The difference is that the Samaritan RETURNS to give thanks to God while the other nine continue on their way. I can not help but think of the distress caused to the Samaritan when he was told to go and show himself to the priests.  He is told to go to a temple where he will be treated worse than even a tax collector.  Will the priests even be willing to talk to him?  Will they be willing to offer the required sacrifice?  Or will they scorn him as an outsider and an enemy?  His must have been a frightening experience, the start of his journey to Jerusalem.  Until he saw he was healed.  It is BECAUSE he was an outsider that he was able to stop his journey.  It was BECAUSE he was an outsider than he was able to return while the others were emotionally and culturally locked into continuing their journey back to the temple and back into their homes and communities.

In returning, the Samaritan makes a grand confession.  He does not need to go to the temple, a place where he would be despised and rejected, to give thanks to God.  He can and will return to Him who is God in human flesh and offer his praise there, instead.  This Jesus of Nazareth is the true temple and the true priest because He is God incarnate.  This moment is an encapsulation of the entire 2nd article. It is not his gratefulness that makes the Samaritan unique but the confession he proclaims when he RETURNS to JESUS in order to praise GOD!

Dr Mark Yarhouse, on his blog for October 9th, mentions an opportunity he had to talk with a congregation about his upcoming book “Costly Obedience.”  He said:

“The most poignant moment for me: One young man came up to me after one of the talks and asked about what gay Christians bring to the church. He was referencing a comment I made about the gifts I’ve seen among friends of mine who are gay. I shared some of the findings from our forthcoming book, Costly Obedience, in which we discuss some of the unique experiences of celibate gay Christians and how those unique experiences can potentially lead to qualities that may ultimately enhance the Body of Christ. He said he was in tears listening to the idea that he might bring something of value to the church, that by stewarding his same-sex sexuality he might not only derive a personal Christian history of God’s provision in his life, but he too could have something of great value to offer other Christians.”

I began thinking, what can we, celibate gay Christians offer the Church?

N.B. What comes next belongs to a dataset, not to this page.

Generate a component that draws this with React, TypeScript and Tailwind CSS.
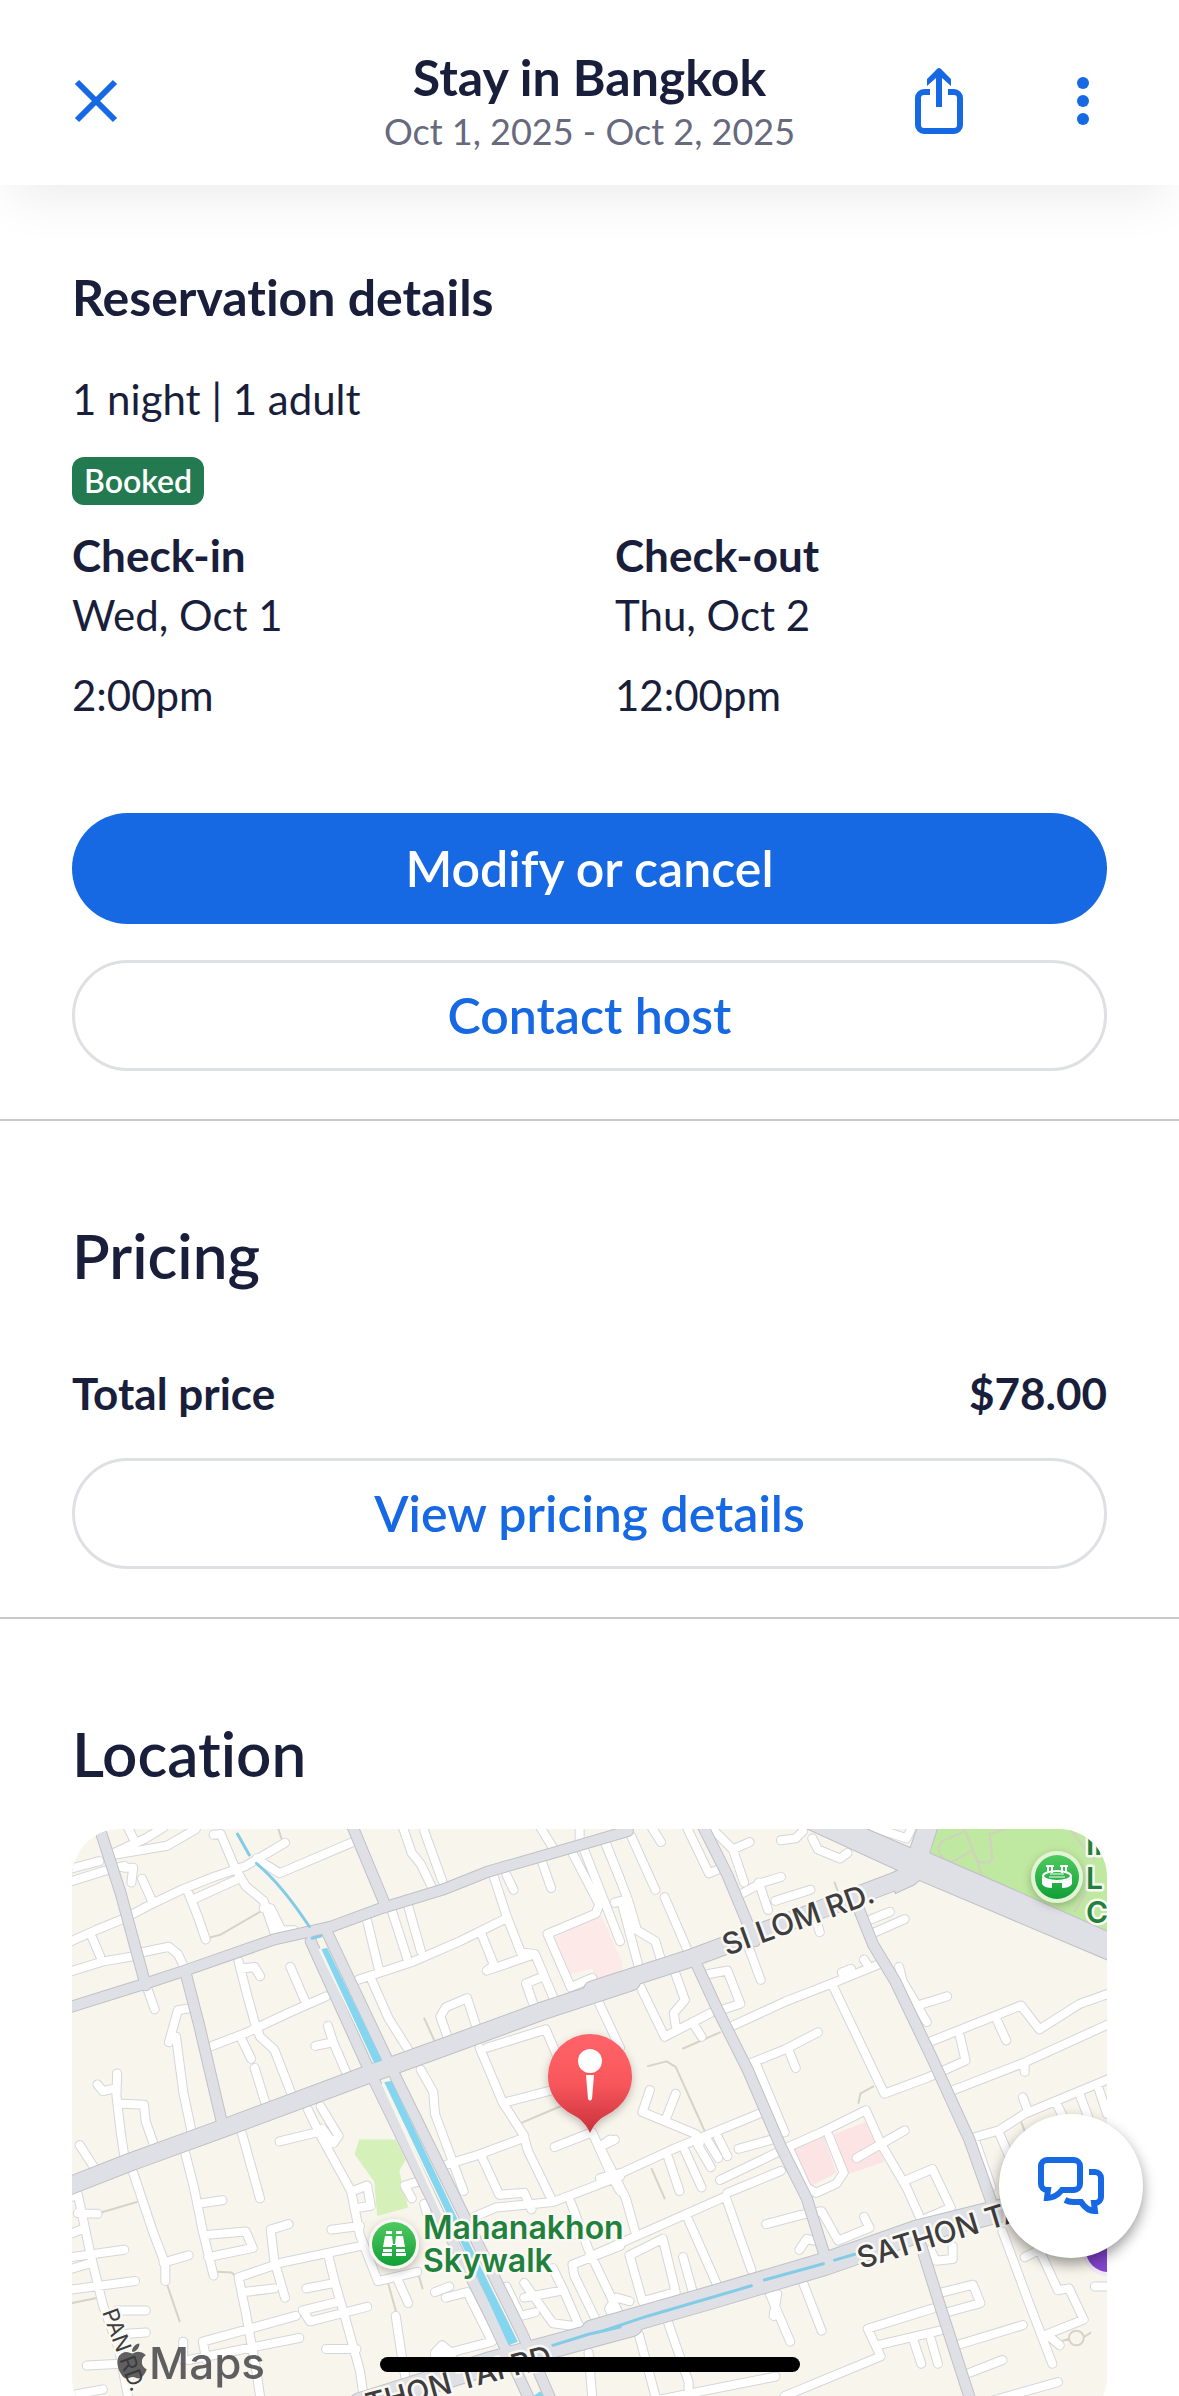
import { ReactNode } from 'react';
import { FaApple } from 'react-icons/fa';

// Street geometry, one list per map tile
type Tile = {
  transform: string;
  paths: string;
  minor: string;
  medium: string;
  major: string;
  avenue: string;
  canalThin: string;
};

const westTile: Tile = {
  transform: 'translate(-12 -9) scale(0.35714 0.36736)',
  paths:
    'M420 320L450 312L560 250M1020 540L1048 600M110 1070L215 1040M300 1265L335 1365M440 1230L480 1232L495 1245M34 1315L110 1300M920 1265L940 1335M1000 1225L1015 1275M1290 825L1400 780M610 20L620 50',
  minor:
    'M20 335L100 300L180 268L250 232L340 190L430 155L520 125L630 62M20 135L110 112M20 170L120 140L180 125M150 90L240 50L290 20M150 95L300 70L380 25M190 20L205 50M180 130L205 130L200 170M230 160L255 215' +
    'M430 40L450 38L490 130L520 180L570 220L600 305M570 240L590 240L620 300L655 300M550 105L615 145L820 60M360 200L385 260L408 325M375 215L500 160M90 320L112 370M20 415L120 385L200 372M230 360L305 345L330 365L345 395M245 460L265 515' +
    'M365 512L330 518L305 605M325 590L345 740L370 855M500 385L525 480L545 550L560 590L600 625L650 750M505 405L545 400L560 425M645 400L685 490M425 615L520 580L640 525L745 480M510 600L535 650M545 675L575 770M750 560L765 605L805 695M715 615L765 605' +
    'M160 690L158 750L170 850L180 915M105 720L120 738L158 730M165 772L235 775L240 820L265 890M55 885L95 945M205 960L260 1120L295 1210L295 1255M290 1205L360 1185M350 905L375 1000L400 1120L430 1240M385 1045L455 1035M405 1130L520 1120L540 1165L415 1190M510 855L560 1030' +
    'M695 790L730 860L815 1010L840 1130L890 1255L1000 1230M615 875L720 850M730 780L780 860L765 880L735 840M820 1010L860 995L870 1050L840 1055M760 1115L840 1105' +
    'M20 1030L50 1020L85 1180L120 1320M50 1070L105 1072M20 1130L60 1115M30 1190L180 1170M20 1225L90 1205M20 1280L210 1255M120 1320L165 1440L190 1568M160 1335L240 1335M170 1400L240 1395' +
    'M640 1100L590 1115L600 1200L630 1300M500 1245L620 1205L840 1160M500 1245L520 1340L550 1500L560 1568M515 1285L600 1275M690 1275L770 1260L750 1180M770 1260L800 1360L840 1500L850 1568M680 1335L700 1365L860 1325M680 1335L785 1310' +
    'M400 1420L530 1385L660 1350M400 1420L410 1470M360 1470L670 1410M75 1485L170 1480M345 1420L345 1470M20 1568L120 1550M945 1250L975 1315M1050 1285L1090 1270M1080 1300L1140 1285L1210 1420L1050 1460M1050 1450L1070 1430L1095 1450L1110 1500M745 1440L830 1440M940 1350L960 1480L970 1530M1000 985L965 995L985 1030M1020 1045L1030 1080' +
    'M835 435L990 385L1120 330L1245 270M860 275L895 415M930 250L975 385M975 235L1010 355M870 430L920 540L975 625M960 20L985 90L1010 120L1040 180M1020 30L1070 165M1215 155L1250 260L1290 360L1330 365L1380 480M1250 150L1270 190M1350 115L1375 185M1180 310L1215 395L1195 410L1330 365' +
    'M1085 590L1065 535L1080 510L1140 485L1165 560M1345 20L1380 75M1435 90L1510 230L1500 255L1365 310L1430 455L1490 430L1500 450M1465 75L1568 330M1525 60L1568 160M1455 20L1455 50M1325 500L1305 445L1355 425M1510 500L1568 620' +
    'M1195 620L1360 570L1400 660M1175 620L1240 770L1400 730M1240 770L1300 860M1075 940L1160 915L1300 865L1310 900L1380 1040M1160 1080L1220 1055L1380 1040L1568 970M1180 915L1230 1020L1300 1015L1320 1060M1010 680L1045 740L1050 800L1130 1010' +
    'M1385 890L1490 850L1550 980L1568 1010M1540 870L1510 890M1430 1040L1480 1170L1568 1350M1440 1240L1435 1210L1568 1160M1440 1240L1500 1360M1250 1270L1290 1350L1330 1340M1300 1260L1380 1370L1460 1380M1300 1300L1410 1280L1450 1370M1380 1220L1410 1280M1480 1450L1490 1568',
  medium:
    'M110 20L170 200L240 450M20 512L240 445L350 410L600 325L760 290L900 240L1070 190L1200 140L1380 90L1590 30M350 410L390 560L455 830M820 20L910 230M702 330L870 690L1065 1080L1200 1340L1310 1568M745 300L930 680L1125 1065L1295 1400L1370 1568',
  major: 'M0 1006L200 930L455 840L870 690L1070 620L1350 520L1600 440',
  avenue: 'M840 1590L1200 1480L1600 1375',
  canalThin: 'M497 38L530 95M550 118Q620 175 698 290M706 322L730 316M1380 1430L1480 1400L1568 1380',
};

const eastTile: Tile = {
  transform: 'translate(528 -9) scale(0.36927 0.36736)',
  paths:
    'M130 670L180 657L205 672L285 850M140 950L175 1030M225 622L325 578M700 770L705 745L740 725M635 170L650 210M1240 1422L1270 1412M1310 1408L1328 1396M1270 1410a20 20 0 1 0 40 0a20 20 0 1 0 -40 0M1140 820L1155 860',
  minor:
    'M15 60L75 215L100 300M40 225L75 215M85 45L150 190M60 230L105 400M100 300L150 330L165 380M140 20L165 60M175 210L235 350M235 20L295 145L320 135M300 20L360 80L405 60M360 80L390 170M385 200L440 170L490 155M430 170L455 245M475 220L570 190M490 55L530 50L550 30M575 50L590 80L650 105L670 90' +
    'M400 340L435 435M585 270L595 305M735 270L785 250M745 305L825 270M290 420L345 410L380 500L335 515M360 560L500 495L640 440L750 395M655 415L680 405M715 380L725 395M630 450L770 745L890 700L990 655L975 590M400 665L500 625L590 578M510 625L530 675M425 670L500 850' +
    'M205 420L230 490L200 525L205 560M110 455L175 590L300 525M250 550L275 590M810 400L820 440L885 550M860 505L940 480M890 605L1140 505L1190 570L1300 500L1390 468M1075 545L1100 600M945 740L1150 660L1390 550M1150 660L1150 685' +
    'M1010 865L1080 845L1150 800L1390 700M1145 755L1160 795M1235 770L1260 820M1300 750L1330 830M1350 730L1373 800M1015 870L1060 1000M1080 850L1110 920' +
    'M0 975L60 960L200 895L430 800M135 735L115 795L260 855L270 880M205 745L180 810M185 920L215 1010M230 900L275 1000M265 885L300 945M290 870L320 920M320 865L345 915M375 895L465 870M325 980L480 905M345 1015L490 955M0 890L40 870M0 890L70 1030L95 1120' +
    'M-30 1190L340 1025L410 1225M240 1090L315 1260M80 1185L170 1140L205 1285L115 1310L80 1185M225 1190L250 1280M35 1350L25 1330L45 1300L80 1310M450 1100L545 1075L600 1065L645 1145L730 1110L715 1080M540 1170L560 1140L580 1145' +
    'M510 890L600 850L720 790L760 880L830 1000L870 1090L950 1055L900 950L830 980M620 860L660 960L640 990L585 1015L560 1000L510 890M695 920L825 845' +
    'M460 1290L515 1420M470 1350L480 1290M550 1260L600 1390M105 1400L150 1568M185 1370L240 1530L240 1568M100 1590L475 1515M500 1568L760 1460L725 1385L900 1330M750 1430L920 1390M850 1420L870 1480M895 1410L915 1480M965 1430L1145 1375M1000 1505L1090 1470M1030 1590L1240 1530M910 1290L1010 1265L1030 1315L940 1340M895 1170L910 1200L955 1195L955 1160' +
    'M1090 1120L1160 1310L1225 1480M1210 1400L1310 1360L1270 1275L1240 1280L1190 1170L1150 1190M1340 1270L1390 1270M1210 1400L1245 1430M740 20L830 50L850 10',
  medium:
    'M275 10L345 150L420 330M260 390L320 520L400 680L490 890L560 1030L610 1190M690 215L740 340L800 440L900 650L1000 870L1060 1040M870 1160L920 1320L1010 1600',
  major: 'M-20 462L250 375L450 300L830 155',
  avenue: 'M-20 1392L300 1300L610 1208L860 1120L1100 1060',
  canalThin: 'M10 1390L130 1350L410 1268M445 1252L605 1208M635 1198L690 1182',
};

const tiles = [westTile, eastTile];

type LayerProps = {
  layer: 'paths' | 'minor' | 'medium' | 'major' | 'avenue' | 'canalThin';
  color: string;
  width: number;
};

const Layer = ({ layer, color, width }: LayerProps) => (
  <g fill="none" stroke={color} strokeWidth={width} strokeLinecap="round" strokeLinejoin="round">
    {tiles.map((tile) => (
      <g key={tile.transform} transform={tile.transform}>
        <path d={tile[layer]} vectorEffect="non-scaling-stroke" />
      </g>
    ))}
  </g>
);

const LocationMap = () => (
  <svg
    viewBox="0 0 1035 596"
    preserveAspectRatio="xMidYMin slice"
    className="block h-[596px] w-full rounded-[48px] bg-[#f8f5ec] font-['Inter',sans-serif]"
    role="img"
    aria-label="Map of the area around the property"
  >
    <defs>
      <linearGradient id="pin" x1="0" y1="0" x2="0" y2="1">
        <stop offset="0" stopColor="#ff6469" />
        <stop offset="0.5" stopColor="#f8575c" />
        <stop offset="1" stopColor="#c9303a" />
      </linearGradient>
      <linearGradient id="poi" x1="0" y1="0" x2="0" y2="1">
        <stop offset="0" stopColor="#4fca5f" />
        <stop offset="1" stopColor="#119f38" />
      </linearGradient>
      <filter id="soft" x="-50%" y="-50%" width="200%" height="200%">
        <feDropShadow dx="0" dy="3" stdDeviation="4" floodColor="#000" floodOpacity="0.25" />
      </filter>
    </defs>

    {/* Parks and hospitals */}
    <g transform={westTile.transform}>
      <path d="M838 870H940L968 925L950 955L960 1000L975 1055L888 1078L880 985L825 910Z" fill="#d6f0ba" />
      <path d="M1385 320L1510 262L1575 400L1568 430L1510 440L1490 405L1425 420Z" fill="#fce9e8" />
    </g>
    <g transform={eastTile.transform}>
      <path d="M915 10H1390V310L893 100Z" fill="#bfe8a0" />
      <path d="M0 255L62 390L0 435Z" fill="#fce9e8" />
      <path d="M515 885L605 860L640 960L565 1000ZM635 855L725 820L770 930L670 965Z" fill="#fce4e4" />
      <path
        d="M985 32L925 58Q910 80 925 100Q945 120 965 108L1010 82M985 20L1022 112L1035 155M1022 112Q1060 125 1062 100L1055 40L1130 10M1260 10L1340 110M1320 190L1285 250"
        fill="none"
        stroke="#cfd3bd"
        strokeWidth="6"
      />
    </g>

    <Layer layer="paths" color="#d6d3c9" width={2} />
    <Layer layer="minor" color="#d6d6da" width={10} />
    <Layer layer="minor" color="#ffffff" width={8} />
    <Layer layer="medium" color="#c0c1c6" width={12} />
    <Layer layer="major" color="#c0c1c6" width={19} />
    <Layer layer="avenue" color="#c0c1c6" width={24} />
    <g transform={eastTile.transform}>
      <path
        d="M530 10L690 10L840 75L862 10H918L893 90L1100 180L1390 310V388L1100 265L865 165L850 177L800 200L780 150L805 137Z"
        fill="#dfe0e5"
        stroke="#c0c1c6"
        strokeWidth="3"
      />
    </g>
    <Layer layer="medium" color="#dfe0e5" width={10} />
    <Layer layer="major" color="#dfe0e5" width={17} />
    <Layer layer="avenue" color="#dfe0e5" width={22} />
    <g transform={westTile.transform}>
      <path d="M727 350L883 662M903 716L1070 1070" stroke="#f8f5ec" strokeWidth="8" />
      <path d="M732 352L748 348L902 655L880 663Z" fill="#84d6f0" />
      <path d="M908 714L928 710L1100 1060L1190 1240L1282 1420L1256 1430L1165 1235L1080 1065Z" fill="#84d6f0" />
      <path d="M1325 1568L1345 1555L1375 1600H1335Z" fill="#84d6f0" />
    </g>
    <Layer layer="canalThin" color="#84cbe6" width={3} />

    {/* Street names */}
    <g
      fill="#3d3d40"
      stroke="#faf8f2"
      strokeWidth="5"
      strokeLinejoin="round"
      paintOrder="stroke"
      fontSize="30"
      fontWeight="500"
    >
      <text transform="translate(655 127) rotate(-20)">SI LOM RD.</text>
      <text transform="translate(789 440) rotate(-17)">SATHON TAI RD.</text>
      <text transform="translate(297 586) rotate(-15)">THON TAI RD.</text>
      <text transform="translate(30 483) rotate(70)" fontSize="22" fontWeight="400">
        PAN RD.
      </text>
    </g>

    {/* Points of interest */}
    <g
      fill="#21803c"
      stroke="#faf8f2"
      strokeWidth="5"
      strokeLinejoin="round"
      paintOrder="stroke"
      fontSize="32"
      fontWeight="600"
    >
      <text x="351" y="410">
        Mahanakhon
      </text>
      <text x="351" y="443">
        Skywalk
      </text>
      <text x="1014" y="26" fontSize="30">
        In
      </text>
      <text x="1014" y="60" fontSize="30">
        L
      </text>
      <text x="1014" y="94" fontSize="30">
        C
      </text>
    </g>
    <g transform="translate(322 415)">
      <circle r="25" fill="#f8f7f2" filter="url(#soft)" />
      <circle r="22" fill="url(#poi)" />
      <path
        d="M-8 -13h6v3h-6zM2 -13h6v3h-6zM-9 -8h7l1 8h2l1 -8h7l2 11h-9v-2h-4v2h-9zM-11 5h9v3h-9zM2 5h9v3h-9zM-12 9h10v3h-10zM2 9h10v3h-10z"
        fill="#fff"
      />
    </g>
    <circle cx="985" cy="48" r="26" fill="#e3f4d6" filter="url(#soft)" />
    <circle cx="985" cy="48" r="22" fill="url(#poi)" />
    <g fill="none" stroke="#fff" strokeWidth="2">
      <path d="M974 37h8M988 37h8M976 38v6M980 38v6M990 38v6M994 38v6" />
      <ellipse cx="985" cy="47" rx="14" ry="5" />
      <path d="M978 45h14M977 48h16" strokeWidth="1" />
    </g>
    <path d="M970 48c3 6 27 6 30 0v7c-2 3-6 4-10 4v-5h-10v5c-4 0-8-1-10-4z" fill="#fff" />
    <circle cx="1036" cy="421" r="26" fill="#f0e8f4" />
    <circle cx="1036" cy="421" r="22" fill="#8445cf" />

    {/* Property pin */}
    <path
      d="M518 205a42 42 0 0 1 42 42c0 20-13 33-27 40c-7 4-12 10-15 17c-3-7-8-13-15-17c-14-7-27-20-27-40a42 42 0 0 1 42-42z"
      fill="url(#pin)"
      filter="url(#soft)"
    />
    <circle cx="518" cy="232" r="12" fill="#fff" />
    <path d="M514 246h8l-2 24q-2 3-4 0z" fill="#fff" />

    {/* Attribution */}
    <g fill="#3a3a3d" opacity="0.8">
      <FaApple x={40} y={512} size={40} color="#3a3a3d" />
      <text x="77" y="550" fontSize="44" fontWeight="500">
        Maps
      </text>
    </g>
  </svg>
);

const CloseIcon = () => (
  <svg width="48" height="48" viewBox="0 0 48 48" fill="none" stroke="currentColor" strokeWidth="6" aria-hidden="true">
    <path d="M5 5L43 43M43 5L5 43" />
  </svg>
);

const ShareIcon = () => (
  <svg width="48" height="66" viewBox="0 0 48 66" aria-hidden="true">
    <path
      d="M15 24H9a6 6 0 0 0-6 6v27a6 6 0 0 0 6 6h30a6 6 0 0 0 6-6V30a6 6 0 0 0-6-6h-6"
      fill="none"
      stroke="currentColor"
      strokeWidth="6"
    />
    <path d="M22 1Q24-1 26 1L36 11V18L27 10V39H21V10L12 18V11Z" fill="currentColor" />
  </svg>
);

const MoreIcon = () => (
  <svg width="12" height="48" viewBox="0 0 12 48" fill="currentColor" aria-hidden="true">
    <circle cx="6" cy="6" r="6" />
    <circle cx="6" cy="24" r="6" />
    <circle cx="6" cy="42" r="6" />
  </svg>
);

const ChatIcon = () => (
  <svg width="66" height="58" viewBox="0 0 66 58" fill="none" stroke="currentColor" strokeWidth="6" aria-hidden="true">
    <path d="M9 3H36a6 6 0 0 1 6 6v18a6 6 0 0 1-6 6H24c-4 5-9 8-15 8l1-8H9a6 6 0 0 1-6-6V9a6 6 0 0 1 6-6z" />
    <path d="M51 15h6a6 6 0 0 1 6 6v19a6 6 0 0 1-6 6h-1l1 8c-6 0-10-3-14-9h-8c-4 0-6-1-8-2" />
  </svg>
);

const OutlineButton = ({ children }: { children: ReactNode }) => (
  <button
    type="button"
    className="h-[111px] w-full rounded-full border-3 border-[#dfe0e4] text-[50px] font-semibold text-[#1668e3]"
  >
    {children}
  </button>
);

type StayTimeProps = {
  label: string;
  date: string;
  time: string;
};

const StayTime = ({ label, date, time }: StayTimeProps) => (
  <div className="text-[42px] leading-[60px]">
    <h3 className="text-[44px] font-bold">{label}</h3>
    <p>{date}</p>
    <p className="mt-5">{time}</p>
  </div>
);

const App = () => {
  return (
    <div className="relative flex h-screen flex-col overflow-hidden bg-white font-['Lato',sans-serif] text-[#191e3b] [font-variant-ligatures:none]">
      <header className="relative z-10 grid h-[185px] shrink-0 grid-cols-[1fr_auto_1fr] items-center bg-white px-[72px] pt-4 shadow-[0_24px_48px_-12px_rgba(0,0,0,0.08)]">
        <button type="button" aria-label="Close" className="justify-self-start text-[#1668e3]">
          <CloseIcon />
        </button>
        <div className="text-center">
          <h1 className="text-[50px] leading-[60px] font-bold">Stay in Bangkok</h1>
          <p className="text-[36px] leading-[48px] text-[#676a7d]">Oct 1, 2025 - Oct 2, 2025</p>
        </div>
        <div className="flex items-center justify-end gap-[114px] pr-[18px] text-[#1668e3]">
          <button type="button" aria-label="Share">
            <ShareIcon />
          </button>
          <button type="button" aria-label="More options">
            <MoreIcon />
          </button>
        </div>
      </header>

      <main className="flex-1 overflow-y-auto [scrollbar-width:none]">
        <section className="border-b-2 border-[#c9cacd] px-[72px] pt-[82px] pb-12">
          <h2 className="text-[50px] leading-[60px] font-bold">Reservation details</h2>
          <p className="mt-[42px] text-[42px] leading-[60px]">1 night | 1 adult</p>
          <span className="mt-7 block h-12 w-fit rounded-xl bg-[#247a50] px-3 text-[32px] leading-[48px] font-semibold text-white">
            Booked
          </span>
          <div className="mt-5 grid grid-cols-2 gap-[51px]">
            <StayTime label="Check-in" date="Wed, Oct 1" time="2:00pm" />
            <StayTime label="Check-out" date="Thu, Oct 2" time="12:00pm" />
          </div>
          <div className="mt-[88px] flex flex-col gap-9">
            <button
              type="button"
              className="h-[111px] w-full rounded-full bg-[#1668e3] text-[50px] font-semibold text-white"
            >
              Modify or cancel
            </button>
            <OutlineButton>Contact host</OutlineButton>
          </div>
        </section>

        <section className="border-b-2 border-[#c9cacd] px-[72px] pt-[98px] pb-12">
          <h2 className="text-[62px] leading-[72px] font-semibold">Pricing</h2>
          <div className="mt-[72px] mb-[35px] flex justify-between text-[44px] leading-[60px] font-bold">
            <span>Total price</span>
            <span>$78.00</span>
          </div>
          <OutlineButton>View pricing details</OutlineButton>
        </section>

        <section className="px-[72px] pt-[98px]">
          <h2 className="mb-10 text-[62px] leading-[72px] font-semibold">Location</h2>
          <LocationMap />
        </section>
      </main>

      <button
        type="button"
        aria-label="Open chat"
        className="absolute right-9 bottom-[138px] flex size-36 items-center justify-center rounded-full bg-white text-[#1668e3] shadow-[0_6px_14px_rgba(0,0,0,0.4)]"
      >
        <ChatIcon />
      </button>
      <div className="absolute bottom-6 left-1/2 h-[15px] w-[420px] -translate-x-1/2 rounded-full bg-black" />
    </div>
  );
};

export default App;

I think one thing we can offer is the confession of the Samaritan.  We go to churches which, often, feel uncomfortable, or at least confused, at our presence who struggle to offer Gospel and grace and friendship.  But we still go.  We go because there is where Jesus is.  There is where His word is preached and his presence resides in the Eucharist.  We go because we confess He is God and He is Savior.  As we go, we confess the 2nd article.

We confess the third article – the Body of Christ.  Even though we feel uncomfortable and certainly feel like lesser members of the Body, nevertheless, it is the cross, not our feelings, that make us members of the Church.  And so we go where the Body of Christ gathers.  And we thereby confess “I believe in one Holy Apostolic Church…..

We confess the beauty of marriage.  The world and the Church have turned marriage into an idol even while reducing it to a game of self satisfaction and selfish fulfillment.  By refraining from marrying those with whom we may fall in love, we confess that marriage is indeed a unique relationship created by God to exist between one man and one woman.  At the same time, while remaining single, we confess that marriage is not the ultimate source of identity and satisfaction.  It is not an idol to be worshiped,  Marriage and family are not the be all and end all of vocation and Christians sanctification.  We confess marriage but we confess it in its proper place, as a great good but not the greatest good.

Like the Samaritan, our unique position as semi-outsiders, far from being a curse, gives us the opportunity, the vocation if you will, of making a great confession – that Jesus is the Christ, the Son of the Living God.  God, in His grace has welcomed us outsiders as members of His Body.  We in turn can confess by praising Him in Christ.